Below is a Maquila Solidarity Network report on a Nike protest that took 
place on July 18 in Toronto . We've also including an article on the 
people who came out to protest Nike's stealth-marketing venture in the 
Kensington Market exceeded our expectations.


Presto Chango: Nike not welcome in Toronto's Kensington Market
Nike Campaign Update

Maquila Solidarity Network
July 19, 2002

When Nike moved into Toronto's Kensington Market, a vibrant neighbourhood 
of alternative youth culture, they should have known they would have a 
fight on their hands.  Shortly after the Nike "Presto showroom" opened, 
local graffiti artists let Nike know it wasn't welcome by tagging 
buildings and mailboxes with messages like, "Nike = sweatshops = get 
lost."  Earlier this week, a pair of sneakers, dripping with red paint, 
appeared overnight hanging from the Presto sign.

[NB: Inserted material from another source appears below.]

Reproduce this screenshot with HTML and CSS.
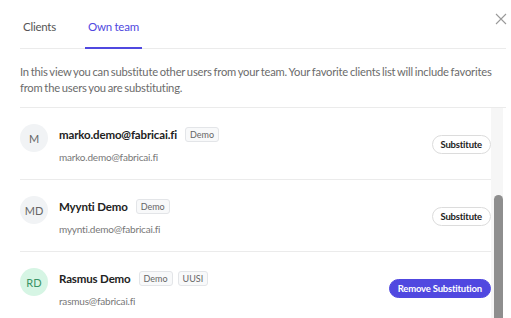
FILE: index.html
```html
<!DOCTYPE html>
<html lang="en">
<head>
  <meta charset="UTF-8" />
  <meta name="viewport" content="width=device-width, initial-scale=1.0"/>
  <title>Substitution</title>
  <link rel="stylesheet" href="styles.css">
</head>
<body>

  <div class="modal">
    <button class="close" aria-label="Close">
      <svg width="12" height="12" viewBox="0 0 12 12">
        <path d="M1 1 L11 11 M11 1 L1 11" stroke="#9a9a9a" stroke-width="1.1" fill="none"/>
      </svg>
    </button>

    <nav class="tabs">
      <a class="tab">Clients</a>
      <a class="tab active">Own team</a>
    </nav>

    <p class="intro">In this view you can substitute other users from your team. Your favorite clients list will include favorites from the users you are substituting.</p>

    <div class="list-wrap">
      <ul class="team-list">
        <li class="member">
          <div class="member-main">
            <div class="avatar">M</div>
            <div class="info">
              <div class="name-row"><span class="name">marko.demo@fabricai.fi</span><span class="badge">Demo</span></div>
              <div class="email">marko.demo@fabricai.fi</div>
            </div>
          </div>
          <button class="btn">Substitute</button>
        </li>
        <li class="member">
          <div class="member-main">
            <div class="avatar">MD</div>
            <div class="info">
              <div class="name-row"><span class="name">Myynti Demo</span><span class="badge">Demo</span></div>
              <div class="email">myynti.demo@fabricai.fi</div>
            </div>
          </div>
          <button class="btn">Substitute</button>
        </li>
        <li class="member">
          <div class="member-main">
            <div class="avatar active">RD</div>
            <div class="info">
              <div class="name-row"><span class="name">Rasmus Demo</span><span class="badge">Demo</span><span class="badge">UUSI</span></div>
              <div class="email">rasmus@fabricai.fi</div>
            </div>
          </div>
          <button class="btn primary">Remove Substitution</button>
        </li>
      </ul>
      <div class="scrollbar"><div class="thumb"></div></div>
    </div>
  </div>

</body>
</html>
```

FILE: styles.css
```css
:root {
  --purple: #5048e0;
  --text: #222;
  --muted: #6b6b6b;
  --line: #ebebeb;
}

body {
  margin: 0;
  font-family: Lato, "Open Sans", sans-serif;
  background-color: #fff;
  color: var(--text);
  height: 318px;
  overflow: hidden;
}

.modal {
  position: relative;
  padding: 0 5px 0 20px;
}

.close {
  position: absolute;
  top: 13px;
  right: 4px;
  border: none;
  background: none;
  padding: 0;
  width: 12px;
  height: 12px;
  cursor: pointer;
}

.close svg {
  display: block;
}

.tabs {
  display: flex;
  gap: 26px;
  border-bottom: 1px solid var(--line);
  height: 48px;
}

.tab {
  padding: 19px 3px 0;
  font-size: 11.5px;
  letter-spacing: -0.25px;
  color: #555;
  line-height: 16px;
  cursor: pointer;
}

.tab.active {
  color: var(--purple);
  border-bottom: 2px solid var(--purple);
  margin-bottom: -1px;
}

.intro {
  margin: 0;
  padding: 15px 12px 11px 0;
  font-size: 11.2px;
  letter-spacing: -0.2px;
  word-spacing: -0.8px;
  line-height: 16px;
  color: var(--muted);
  border-bottom: 1px solid var(--line);
}

.list-wrap {
  display: flex;
  height: 210px;
  margin-right: 3px;
}

.team-list {
  flex: 1;
  list-style: none;
  margin: 0;
  padding: 0;
  overflow: hidden;
}

.scrollbar {
  width: 12px;
  background-color: #f6f6f6;
  display: flex;
  flex-direction: column;
}

.thumb {
  flex: 1;
  margin: 87px 0 0 3px;
  background-color: #8e8e8e;
  border-radius: 5px 5px 0 0;
}

.member {
  display: flex;
  align-items: center;
  justify-content: space-between;
  padding: 16px 0 15px;
  border-bottom: 1px solid var(--line);
}

.member-main {
  display: flex;
  align-items: flex-start;
  gap: 11px;
}

.avatar {
  width: 28px;
  height: 28px;
  border-radius: 50%;
  background-color: #f1f3f5;
  color: #666;
  font-size: 11px;
  display: flex;
  align-items: center;
  justify-content: center;
}

.avatar.active {
  background-color: #d6f5e4;
  color: #3a9466;
}

.name-row {
  display: flex;
  align-items: center;
  gap: 5px;
  height: 20px;
}

.name {
  font-size: 11.5px;
  letter-spacing: -0.15px;
  font-weight: bold;
  margin-right: 3px;
}

.badge {
  font-size: 9px;
  color: #666;
  background-color: #f8f9fa;
  border: 1px solid #e3e5e8;
  border-radius: 3px;
  padding: 0 4px;
  line-height: 13px;
}

.email {
  margin-top: 6px;
  font-size: 10px;
  letter-spacing: -0.2px;
  line-height: 14px;
  color: #777;
}

.btn {
  font-family: inherit;
  font-size: 9.5px;
  letter-spacing: -0.2px;
  font-weight: bold;
  color: var(--text);
  background-color: #fff;
  border: 1px solid #dcdcdc;
  border-radius: 10px;
  height: 19px;
  padding: 0 8px;
  cursor: pointer;
}

.btn.primary {
  background-color: var(--purple);
  border-color: var(--purple);
  color: #fff;
}
```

The battle culminated last night when local youth, together with the 
Maquila Solidarity Network and UNITE, organized an anti-Nike street party 
and counter-concert to protest the company's sweatshop labour practices 
and infiltration of the Kensington Market.  Staged on a balcony three 
doors down from Presto, the concert opened with the local break-dancing 
crew SheBang! B-Girls.  Before a crowd of over 300 people, electronic 
artists mixed beats between speeches by MSN, UNITE, local author Jim 
Munroe and the Toronto Public Space Committee.  The street was shut down 
for two hours as youth danced, partied and chanted "Nike go home!"

Presto comes to Kensington
It was an unfortunate choice when someone at Nike decided to market their 
new "Presto" sneakers to an alternative, "indie youth" crowd.  To reach 
the target market, Nike opened a music venue called Presto in the 
Kensington Market in June.  They hired a youth marketing firm to book 
local alternative bands who were encouraged to wear Nike's new Presto 
sneakers during their shows.  "Wardrobe Guidelines" in the bands' 
contracts explicitly forbade the wearing of any logos of Nike's 
competitors.  Bar staff were issued Nike shoes and apparel, and a display 
of Presto gear went up on the wall.  It was a marketer's dream come true.

Surprisingly the familiar Nike swoosh was nowhere to be seen on the 
club.  Many residents had no idea it was a Nike marketing project until 
they walked through the door and saw the sneaker display on the wall and 
all the staff wearing Nikes.  But it didn't take long for opposition to 
grow against this attempt to infiltrate the local indie arts community.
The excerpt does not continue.